2. Does this mean there are no monsters in these games at all?
Oh, there are monsters, but they’re often metaphorical or kept in the shadows, making your imagination do the heavy lifting. The real antagonist is usually the protagonist’s own crumbling mind, which is far scarier than some generic beast with too many teeth.
3. You mentioned sanity meters. Why are they such a lazy mechanic?
A sanity meter is a developer’s shortcut, turning a complex feeling into just another health bar to manage. True psychological horror earns its dread through atmosphere and narrative, not by making the screen wobbly when a meter gets low. It’s the difference between being told you’re scared and actually feeling it.
4. Are jump scares completely banned in psychological horror then?
Not at all, but they have to be earned. A good psychological horror game uses a jump scare to punctuate the slow-burn tension it has already masterfully built. It’s a punctuation mark to the dread, not the entire sentence.
5. Why would anyone want to play a game that just gives them anxiety?

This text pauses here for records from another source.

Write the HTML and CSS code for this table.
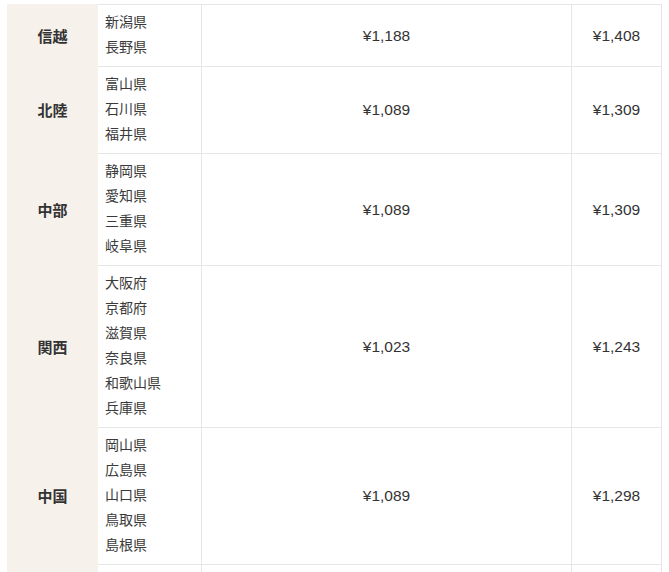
FILE: index.html
```html
<!DOCTYPE html>
<html lang="ja">
<head>
<meta charset="utf-8">
<title>送料表</title>
<link rel="stylesheet" href="styles.css">
</head>
<body>
<div class="wrap">
  <div class="table">
    <div class="row">
      <div class="region">信越</div>
      <div class="prefs">新潟県<br>長野県</div>
      <div class="price">¥1,188</div>
      <div class="price">¥1,408</div>
    </div>
    <div class="row">
      <div class="region">北陸</div>
      <div class="prefs">富山県<br>石川県<br>福井県</div>
      <div class="price">¥1,089</div>
      <div class="price">¥1,309</div>
    </div>
    <div class="row">
      <div class="region">中部</div>
      <div class="prefs">静岡県<br>愛知県<br>三重県<br>岐阜県</div>
      <div class="price">¥1,089</div>
      <div class="price">¥1,309</div>
    </div>
    <div class="row">
      <div class="region">関西</div>
      <div class="prefs">大阪府<br>京都府<br>滋賀県<br>奈良県<br>和歌山県<br>兵庫県</div>
      <div class="price">¥1,023</div>
      <div class="price">¥1,243</div>
    </div>
    <div class="row">
      <div class="region">中国</div>
      <div class="prefs">岡山県<br>広島県<br>山口県<br>鳥取県<br>島根県</div>
      <div class="price">¥1,089</div>
      <div class="price">¥1,298</div>
    </div>
    <div class="row row-next">
      <div class="region"></div>
      <div class="prefs"></div>
      <div class="price"></div>
      <div class="price"></div>
    </div>
  </div>
</div>
</body>
</html>
```
FILE: styles.css
```css
html, body {
  margin: 0;
  padding: 0;
  background: #ffffff;
}

.wrap {
  height: 572px;
  overflow: hidden;
  padding: 4px 7px 0;
  box-sizing: border-box;
  font-family: "Liberation Sans", "Noto Sans CJK JP", sans-serif;
  color: #333333;
}

.row {
  display: grid;
  grid-template-columns: 91px 104px 370px 90px;
}

.row-next {
  height: 40px;
}

.region {
  background: #f6f1eb;
  display: flex;
  align-items: center;
  justify-content: center;
  font-weight: bold;
  font-size: 15px;
}

.prefs {
  border-top: 1px solid #e6e6e6;
  border-right: 1px solid #e6e6e6;
  padding: 5px 6px 6px 7px;
  font-size: 14px;
  line-height: 25px;
  color: #3a3a3a;
}

.price {
  border-top: 1px solid #e6e6e6;
  border-right: 1px solid #e6e6e6;
  display: flex;
  align-items: center;
  justify-content: center;
  font-size: 15.5px;
}
```
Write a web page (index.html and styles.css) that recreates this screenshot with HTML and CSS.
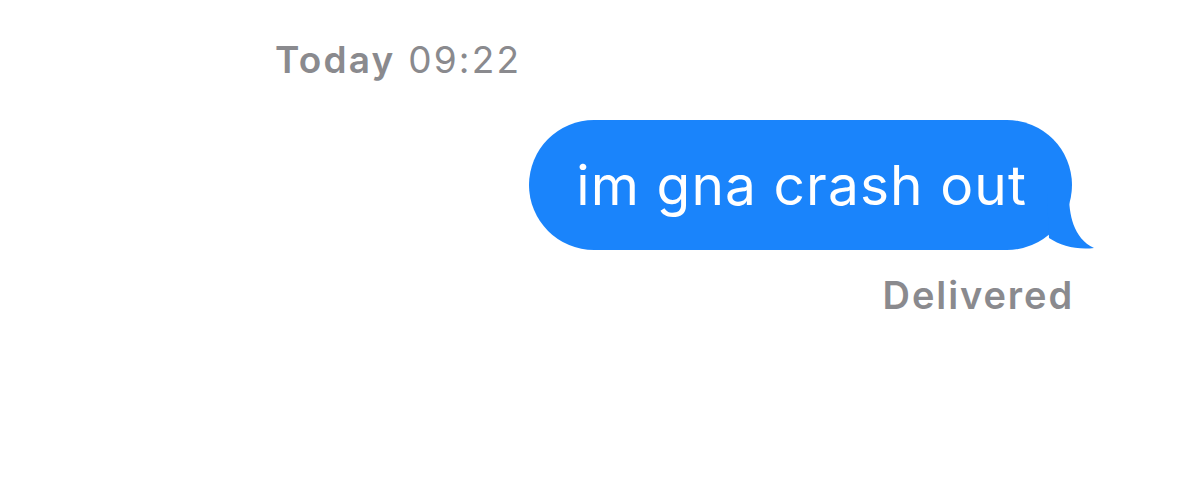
FILE: index.html
```html
<!DOCTYPE html>
<html lang="en">
<head>
  <meta charset="UTF-8" />
  <title>Messages</title>
  <link rel="stylesheet" href="styles.css">
</head>
<body>
  <main class="thread">
    <div class="timestamp"><strong>Today</strong> 09:22</div>

    <div class="row-out">
      <div class="bubble">
        im gna crash out
        <svg class="tail" width="60" height="60" viewBox="0 0 60 60">
          <path d="M0 0 L22 0 C22 20 26 44 47 54 C30 56 14 52 2 44 Z" fill="#1a84fb"/>
        </svg>
      </div>
    </div>

    <div class="status">Delivered</div>
  </main>
</body>
</html>
```

FILE: styles.css
```css
* {
  margin: 0;
  padding: 0;
  box-sizing: border-box;
}

body {
  background: white;
  font-family: Inter, "Helvetica Neue", sans-serif;
  color: #8e8e93;
}

.thread {
  display: flex;
  flex-direction: column;
  padding: 36px 107px 0 275px;
}

.timestamp {
  font-size: 37px;
  line-height: 48px;
  letter-spacing: 2.2px;
  color: #8a8a8e;
}

.timestamp strong {
  font-weight: 600;
}

.row-out {
  display: flex;
  justify-content: flex-end;
  margin-top: 36px;
}

.bubble {
  position: relative;
  background-color: #1a84fb;
  color: white;
  font-size: 55px;
  letter-spacing: 1.1px;
  line-height: 130px;
  height: 130px;
  padding: 0 45px 0 47px;
  border-radius: 65px;
}

.tail {
  position: absolute;
  right: -23px;
  bottom: -4px;
  width: 60px;
  height: 60px;
  margin-right: -12px;
}

.status {
  align-self: flex-end;
  font-size: 38px;
  font-weight: 600;
  line-height: 48px;
  letter-spacing: 1.9px;
  margin-top: 21px;
  margin-right: -2px;
  color: #8a8a8e;
}
```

Because it’s a controlled, safe way to explore deep-seated fears without any real-world consequences. It’s the same reason people ride rollercoasters; it’s a cathartic thrill that makes you feel something profound. Plus, conquering that digital dread feels damn good.
6. Is ‘psychological horror’ just code for a slow game with a sad story?
Nope, that’s just a walking simulator with a goth paint job. Real psychological horror uses its gameplay and environment to actively mess with you, making you feel unsafe and disoriented. If the mechanics don’t contribute to the dread, it’s just a sad movie you have to push a stick forward to watch.
7. What’s a good starting point if I want to try the genre?
You can’t go wrong with the classics that defined it, like the original Silent Hill 2 or Amnesia: The Dark Descent. They’re basically required reading and masterfully show how to build terror without cheap tricks. If you survive those, you’re ready for anything.